▶ _Work to complete_
Give the number of lines below that contain the word "this", and nothing else.

(Dataset items)
• • • •
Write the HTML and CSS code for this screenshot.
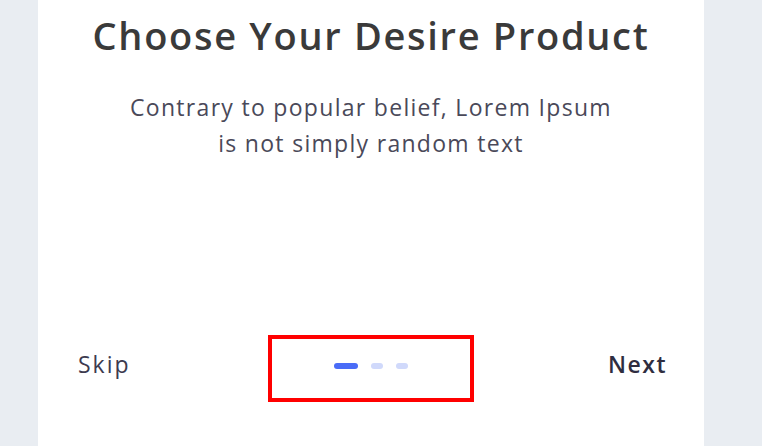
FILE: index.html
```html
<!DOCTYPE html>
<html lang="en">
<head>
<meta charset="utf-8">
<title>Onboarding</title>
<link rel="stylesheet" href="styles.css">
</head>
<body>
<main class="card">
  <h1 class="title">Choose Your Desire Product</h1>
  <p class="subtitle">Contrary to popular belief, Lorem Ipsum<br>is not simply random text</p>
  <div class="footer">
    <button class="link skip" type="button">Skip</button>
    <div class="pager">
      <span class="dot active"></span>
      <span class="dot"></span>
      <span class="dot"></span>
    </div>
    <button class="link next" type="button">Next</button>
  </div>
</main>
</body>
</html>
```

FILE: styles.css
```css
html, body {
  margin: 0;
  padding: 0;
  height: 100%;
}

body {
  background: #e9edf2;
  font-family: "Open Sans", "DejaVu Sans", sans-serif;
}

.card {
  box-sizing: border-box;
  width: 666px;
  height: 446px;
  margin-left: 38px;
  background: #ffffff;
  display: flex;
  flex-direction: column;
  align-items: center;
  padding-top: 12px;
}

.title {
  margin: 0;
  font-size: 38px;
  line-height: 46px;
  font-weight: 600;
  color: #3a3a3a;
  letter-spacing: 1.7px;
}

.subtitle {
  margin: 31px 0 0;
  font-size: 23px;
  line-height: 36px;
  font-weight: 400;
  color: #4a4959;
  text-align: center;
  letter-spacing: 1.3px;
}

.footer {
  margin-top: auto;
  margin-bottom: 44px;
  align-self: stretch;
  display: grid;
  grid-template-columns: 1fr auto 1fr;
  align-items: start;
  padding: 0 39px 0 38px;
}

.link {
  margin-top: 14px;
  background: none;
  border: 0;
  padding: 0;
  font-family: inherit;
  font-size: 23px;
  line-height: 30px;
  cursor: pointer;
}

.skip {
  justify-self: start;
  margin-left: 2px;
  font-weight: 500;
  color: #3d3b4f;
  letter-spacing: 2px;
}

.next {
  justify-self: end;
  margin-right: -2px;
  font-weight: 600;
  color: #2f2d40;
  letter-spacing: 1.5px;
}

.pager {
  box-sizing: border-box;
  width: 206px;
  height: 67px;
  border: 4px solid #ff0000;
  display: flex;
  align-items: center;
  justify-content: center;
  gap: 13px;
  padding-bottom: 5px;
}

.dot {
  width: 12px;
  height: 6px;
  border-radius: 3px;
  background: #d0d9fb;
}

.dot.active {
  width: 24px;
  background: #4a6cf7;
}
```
• • • •
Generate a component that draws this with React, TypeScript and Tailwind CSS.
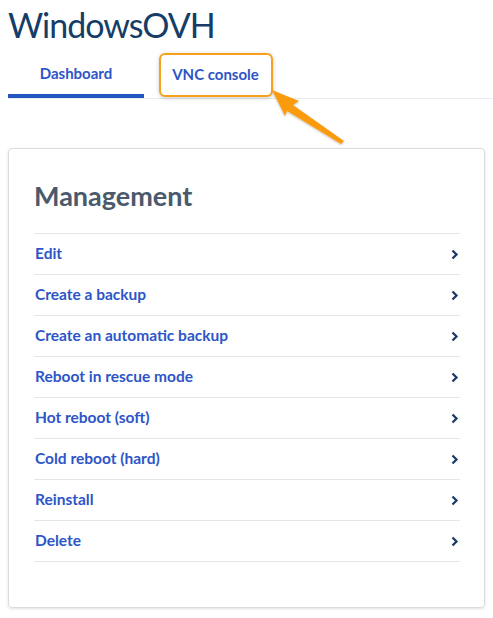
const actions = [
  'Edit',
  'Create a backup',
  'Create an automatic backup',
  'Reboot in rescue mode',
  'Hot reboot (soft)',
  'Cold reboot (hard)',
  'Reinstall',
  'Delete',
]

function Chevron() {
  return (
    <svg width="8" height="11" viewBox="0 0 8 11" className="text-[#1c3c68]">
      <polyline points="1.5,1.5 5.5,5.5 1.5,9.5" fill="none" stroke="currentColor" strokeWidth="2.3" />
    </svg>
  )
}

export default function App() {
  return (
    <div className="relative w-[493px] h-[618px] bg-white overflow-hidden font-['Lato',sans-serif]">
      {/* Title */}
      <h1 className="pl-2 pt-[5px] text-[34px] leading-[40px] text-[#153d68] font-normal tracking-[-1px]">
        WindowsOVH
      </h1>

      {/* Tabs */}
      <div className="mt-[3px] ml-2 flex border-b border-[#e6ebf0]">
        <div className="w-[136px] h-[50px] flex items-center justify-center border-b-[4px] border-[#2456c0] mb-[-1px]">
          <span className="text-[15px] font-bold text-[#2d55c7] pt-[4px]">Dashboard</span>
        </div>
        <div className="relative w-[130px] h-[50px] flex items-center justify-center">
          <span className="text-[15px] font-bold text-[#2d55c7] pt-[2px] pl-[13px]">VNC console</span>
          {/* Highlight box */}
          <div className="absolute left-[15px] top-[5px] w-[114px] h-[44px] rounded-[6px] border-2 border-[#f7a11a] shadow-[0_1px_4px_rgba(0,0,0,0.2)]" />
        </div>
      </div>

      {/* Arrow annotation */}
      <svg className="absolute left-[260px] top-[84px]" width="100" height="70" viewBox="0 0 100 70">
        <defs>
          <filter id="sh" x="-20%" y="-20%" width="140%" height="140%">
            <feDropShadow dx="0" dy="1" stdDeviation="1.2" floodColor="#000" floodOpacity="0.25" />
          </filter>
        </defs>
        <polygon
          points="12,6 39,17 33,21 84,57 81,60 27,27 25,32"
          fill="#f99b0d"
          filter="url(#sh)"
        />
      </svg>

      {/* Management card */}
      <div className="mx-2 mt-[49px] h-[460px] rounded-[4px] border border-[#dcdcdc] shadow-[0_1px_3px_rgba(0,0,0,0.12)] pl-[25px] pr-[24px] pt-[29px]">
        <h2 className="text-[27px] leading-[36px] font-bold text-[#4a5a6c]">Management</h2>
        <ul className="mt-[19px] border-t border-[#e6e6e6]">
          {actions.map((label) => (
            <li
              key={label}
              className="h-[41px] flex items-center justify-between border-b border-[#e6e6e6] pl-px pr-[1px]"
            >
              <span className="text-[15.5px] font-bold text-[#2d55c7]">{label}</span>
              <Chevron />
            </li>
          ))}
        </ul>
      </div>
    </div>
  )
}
• • • •
▶ _Response below_
2